June 17th, 2008 | Posted by stock

Posted by: Ben Steverman on June 17, 2008

The reference is a little dated, but you could call La-Z-Boy (LZB) a “Rodney Dangerfield” stock. From the perspective of long-term investors, the furniture company seems to be doing a lot of things right: It is reorganizing its distribution system, remodeling stores, introducing new furniture products, and, more controversially, moving much of its production to Mexico and closing a Utah factory. Yet on Wall Street, La-Z-Boy gets no respect.

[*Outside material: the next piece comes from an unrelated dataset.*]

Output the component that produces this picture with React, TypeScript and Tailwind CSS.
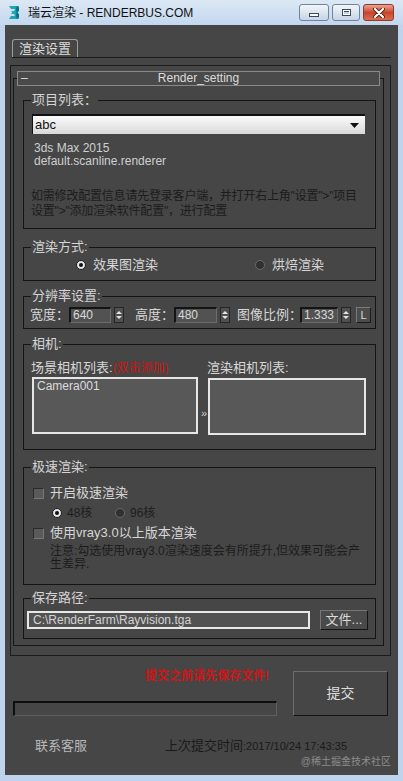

The furniture firm is suffering from the terrible housing market, of course, for which it can blame the 9 cents per share loss it reported on June 17. However, analysts have told me that many of its problems — increasingly unfashionable products, higher costs than overseas competition — actually pre-date the housing slowdown.

La-Z-Boy is stuck trying to undertake an overhaul at a very bad time.

On June 17, traders actually sent La-Z-Boy stock 2.24% higher, to 6.84. They were perhaps pinning hopes on management’s projections of a small profit next year. However, La-Z-Boy execs still expect sales to fall another 3% to 7% in the next year. The stock is down 42% in the past year.

Until housing bounces back and furniture sales rebound, La-Z-Boy is unlikely to get much credit for even the best new products or the smartest restructuring plan.